── DATA SEGMENT ──

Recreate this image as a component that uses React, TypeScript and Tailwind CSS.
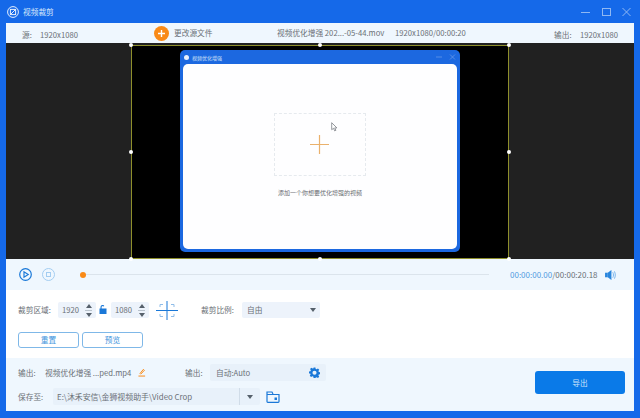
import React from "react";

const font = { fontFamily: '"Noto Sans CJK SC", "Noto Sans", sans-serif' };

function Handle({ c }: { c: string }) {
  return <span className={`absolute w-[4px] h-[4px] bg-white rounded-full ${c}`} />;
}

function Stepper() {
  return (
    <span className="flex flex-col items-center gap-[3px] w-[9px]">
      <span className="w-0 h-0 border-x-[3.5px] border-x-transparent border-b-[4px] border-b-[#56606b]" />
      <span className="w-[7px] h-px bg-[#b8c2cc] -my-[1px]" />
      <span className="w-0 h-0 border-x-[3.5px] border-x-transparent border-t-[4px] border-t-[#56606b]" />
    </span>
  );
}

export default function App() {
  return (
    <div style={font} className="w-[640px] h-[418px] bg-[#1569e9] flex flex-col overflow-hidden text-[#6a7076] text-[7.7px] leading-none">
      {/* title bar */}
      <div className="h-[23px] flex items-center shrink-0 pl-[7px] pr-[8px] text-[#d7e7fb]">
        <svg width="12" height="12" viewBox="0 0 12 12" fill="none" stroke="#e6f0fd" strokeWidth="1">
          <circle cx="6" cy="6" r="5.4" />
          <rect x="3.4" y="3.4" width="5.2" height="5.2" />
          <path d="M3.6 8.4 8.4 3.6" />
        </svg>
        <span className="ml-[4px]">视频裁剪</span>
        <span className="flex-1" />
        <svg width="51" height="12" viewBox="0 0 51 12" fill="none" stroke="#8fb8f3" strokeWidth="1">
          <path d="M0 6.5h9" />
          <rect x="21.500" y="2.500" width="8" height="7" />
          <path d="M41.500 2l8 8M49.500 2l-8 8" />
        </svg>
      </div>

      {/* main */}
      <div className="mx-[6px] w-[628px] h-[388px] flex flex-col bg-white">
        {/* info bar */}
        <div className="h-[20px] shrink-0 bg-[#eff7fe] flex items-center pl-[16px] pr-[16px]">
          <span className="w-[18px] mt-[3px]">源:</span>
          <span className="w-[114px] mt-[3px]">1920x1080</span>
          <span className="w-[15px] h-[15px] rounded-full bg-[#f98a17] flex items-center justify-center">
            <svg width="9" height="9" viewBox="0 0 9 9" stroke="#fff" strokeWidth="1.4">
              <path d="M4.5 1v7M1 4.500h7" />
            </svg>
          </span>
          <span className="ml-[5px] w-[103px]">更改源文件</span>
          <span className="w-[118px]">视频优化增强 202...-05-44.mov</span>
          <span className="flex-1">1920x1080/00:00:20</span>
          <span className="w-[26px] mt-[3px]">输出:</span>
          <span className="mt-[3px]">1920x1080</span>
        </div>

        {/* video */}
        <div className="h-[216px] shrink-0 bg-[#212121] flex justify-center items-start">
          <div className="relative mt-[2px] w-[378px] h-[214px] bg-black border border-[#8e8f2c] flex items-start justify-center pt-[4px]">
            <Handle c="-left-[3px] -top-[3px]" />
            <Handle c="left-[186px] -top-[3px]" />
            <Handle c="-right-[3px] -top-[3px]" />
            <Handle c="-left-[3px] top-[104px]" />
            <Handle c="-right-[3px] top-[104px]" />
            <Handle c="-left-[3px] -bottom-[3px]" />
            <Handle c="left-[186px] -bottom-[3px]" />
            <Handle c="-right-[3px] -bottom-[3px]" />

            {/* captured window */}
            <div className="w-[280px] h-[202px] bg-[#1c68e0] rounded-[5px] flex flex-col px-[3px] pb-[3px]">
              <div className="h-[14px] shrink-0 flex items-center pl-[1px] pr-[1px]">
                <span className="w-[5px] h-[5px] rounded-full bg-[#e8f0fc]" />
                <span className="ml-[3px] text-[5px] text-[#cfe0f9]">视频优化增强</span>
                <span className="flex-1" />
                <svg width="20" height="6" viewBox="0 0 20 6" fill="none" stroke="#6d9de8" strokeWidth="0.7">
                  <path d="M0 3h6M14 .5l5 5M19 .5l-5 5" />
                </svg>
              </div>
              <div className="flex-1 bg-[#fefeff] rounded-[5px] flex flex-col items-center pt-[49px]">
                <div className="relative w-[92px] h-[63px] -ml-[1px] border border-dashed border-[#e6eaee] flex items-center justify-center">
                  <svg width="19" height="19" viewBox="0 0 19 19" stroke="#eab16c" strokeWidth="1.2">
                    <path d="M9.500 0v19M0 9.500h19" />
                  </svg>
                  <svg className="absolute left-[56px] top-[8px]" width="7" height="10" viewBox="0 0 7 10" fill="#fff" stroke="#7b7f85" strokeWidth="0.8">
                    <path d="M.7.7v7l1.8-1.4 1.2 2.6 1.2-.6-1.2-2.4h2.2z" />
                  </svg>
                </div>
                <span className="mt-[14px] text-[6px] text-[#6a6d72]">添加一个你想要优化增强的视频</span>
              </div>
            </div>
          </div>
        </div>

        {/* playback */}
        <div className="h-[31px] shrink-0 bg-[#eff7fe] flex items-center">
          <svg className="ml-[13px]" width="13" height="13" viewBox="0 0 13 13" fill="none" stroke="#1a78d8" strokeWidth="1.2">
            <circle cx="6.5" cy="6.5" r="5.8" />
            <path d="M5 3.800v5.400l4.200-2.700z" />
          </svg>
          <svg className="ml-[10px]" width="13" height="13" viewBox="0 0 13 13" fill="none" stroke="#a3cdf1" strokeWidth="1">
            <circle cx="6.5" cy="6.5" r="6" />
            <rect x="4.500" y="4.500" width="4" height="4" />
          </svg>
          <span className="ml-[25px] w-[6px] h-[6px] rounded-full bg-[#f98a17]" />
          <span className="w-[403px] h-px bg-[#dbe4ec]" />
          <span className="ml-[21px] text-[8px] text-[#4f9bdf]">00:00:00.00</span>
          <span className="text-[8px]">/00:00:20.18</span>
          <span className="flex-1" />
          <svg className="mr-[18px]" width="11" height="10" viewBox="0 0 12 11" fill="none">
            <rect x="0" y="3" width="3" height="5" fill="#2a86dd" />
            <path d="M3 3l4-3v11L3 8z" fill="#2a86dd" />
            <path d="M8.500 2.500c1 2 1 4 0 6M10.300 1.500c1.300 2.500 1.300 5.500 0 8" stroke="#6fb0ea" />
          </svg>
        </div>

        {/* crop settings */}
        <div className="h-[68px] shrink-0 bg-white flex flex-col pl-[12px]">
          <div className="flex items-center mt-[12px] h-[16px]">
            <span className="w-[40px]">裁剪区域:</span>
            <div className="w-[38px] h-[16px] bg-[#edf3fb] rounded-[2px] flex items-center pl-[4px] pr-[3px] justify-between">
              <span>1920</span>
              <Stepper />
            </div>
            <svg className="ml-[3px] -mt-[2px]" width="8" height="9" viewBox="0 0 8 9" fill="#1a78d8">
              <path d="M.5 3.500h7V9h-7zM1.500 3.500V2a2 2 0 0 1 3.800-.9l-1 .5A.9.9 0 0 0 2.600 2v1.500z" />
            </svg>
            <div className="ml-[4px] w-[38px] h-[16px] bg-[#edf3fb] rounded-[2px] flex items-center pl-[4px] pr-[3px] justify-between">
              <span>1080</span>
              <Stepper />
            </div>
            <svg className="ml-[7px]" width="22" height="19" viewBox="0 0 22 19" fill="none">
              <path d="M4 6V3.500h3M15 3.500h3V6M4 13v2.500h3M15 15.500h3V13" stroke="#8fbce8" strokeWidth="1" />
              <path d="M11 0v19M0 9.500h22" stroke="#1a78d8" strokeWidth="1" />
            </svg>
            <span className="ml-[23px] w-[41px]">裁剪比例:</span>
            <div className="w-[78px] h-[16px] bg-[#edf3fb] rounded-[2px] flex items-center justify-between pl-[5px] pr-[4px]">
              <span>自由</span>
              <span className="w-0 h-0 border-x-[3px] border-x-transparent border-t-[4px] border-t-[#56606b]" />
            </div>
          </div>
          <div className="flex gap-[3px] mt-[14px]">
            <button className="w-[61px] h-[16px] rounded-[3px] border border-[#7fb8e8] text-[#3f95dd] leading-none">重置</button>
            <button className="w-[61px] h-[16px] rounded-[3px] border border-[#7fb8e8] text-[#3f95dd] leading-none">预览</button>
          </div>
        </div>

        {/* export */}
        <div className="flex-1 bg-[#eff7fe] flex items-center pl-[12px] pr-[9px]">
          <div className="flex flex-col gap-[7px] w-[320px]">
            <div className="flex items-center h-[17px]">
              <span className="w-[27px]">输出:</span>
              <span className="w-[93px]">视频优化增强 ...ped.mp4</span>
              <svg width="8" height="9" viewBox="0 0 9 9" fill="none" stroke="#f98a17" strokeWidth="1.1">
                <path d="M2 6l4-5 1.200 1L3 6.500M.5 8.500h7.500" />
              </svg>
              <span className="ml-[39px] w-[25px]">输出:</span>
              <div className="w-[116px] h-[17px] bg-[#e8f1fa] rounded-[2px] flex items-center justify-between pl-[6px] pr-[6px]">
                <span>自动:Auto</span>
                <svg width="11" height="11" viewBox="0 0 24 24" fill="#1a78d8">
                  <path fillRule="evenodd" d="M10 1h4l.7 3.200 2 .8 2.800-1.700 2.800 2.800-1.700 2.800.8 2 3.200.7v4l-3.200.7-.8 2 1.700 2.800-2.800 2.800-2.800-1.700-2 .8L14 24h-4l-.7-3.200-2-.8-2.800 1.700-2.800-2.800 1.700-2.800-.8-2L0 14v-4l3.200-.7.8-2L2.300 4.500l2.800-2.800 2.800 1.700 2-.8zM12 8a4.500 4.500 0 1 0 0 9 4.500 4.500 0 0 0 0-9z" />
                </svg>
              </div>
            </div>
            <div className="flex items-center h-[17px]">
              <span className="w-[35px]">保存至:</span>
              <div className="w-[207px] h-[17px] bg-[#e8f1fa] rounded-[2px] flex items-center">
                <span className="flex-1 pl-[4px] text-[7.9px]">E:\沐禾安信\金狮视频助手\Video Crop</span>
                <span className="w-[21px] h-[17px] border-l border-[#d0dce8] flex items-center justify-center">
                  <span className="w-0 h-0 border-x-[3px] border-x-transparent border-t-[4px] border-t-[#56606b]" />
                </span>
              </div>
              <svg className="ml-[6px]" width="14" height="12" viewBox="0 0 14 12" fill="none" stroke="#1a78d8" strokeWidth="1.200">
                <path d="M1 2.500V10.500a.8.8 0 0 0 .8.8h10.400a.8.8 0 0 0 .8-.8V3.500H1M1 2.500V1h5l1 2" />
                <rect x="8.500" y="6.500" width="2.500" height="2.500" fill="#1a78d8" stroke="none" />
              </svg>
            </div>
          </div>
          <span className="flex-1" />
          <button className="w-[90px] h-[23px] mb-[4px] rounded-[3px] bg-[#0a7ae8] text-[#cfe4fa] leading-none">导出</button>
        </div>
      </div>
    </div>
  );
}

───

Pick out the lines that have the word "React". Copy them all.

**PROBLEM SOLUTION**
Recreate this image as a component that uses React, TypeScript and Tailwind CSS.
import React from "react";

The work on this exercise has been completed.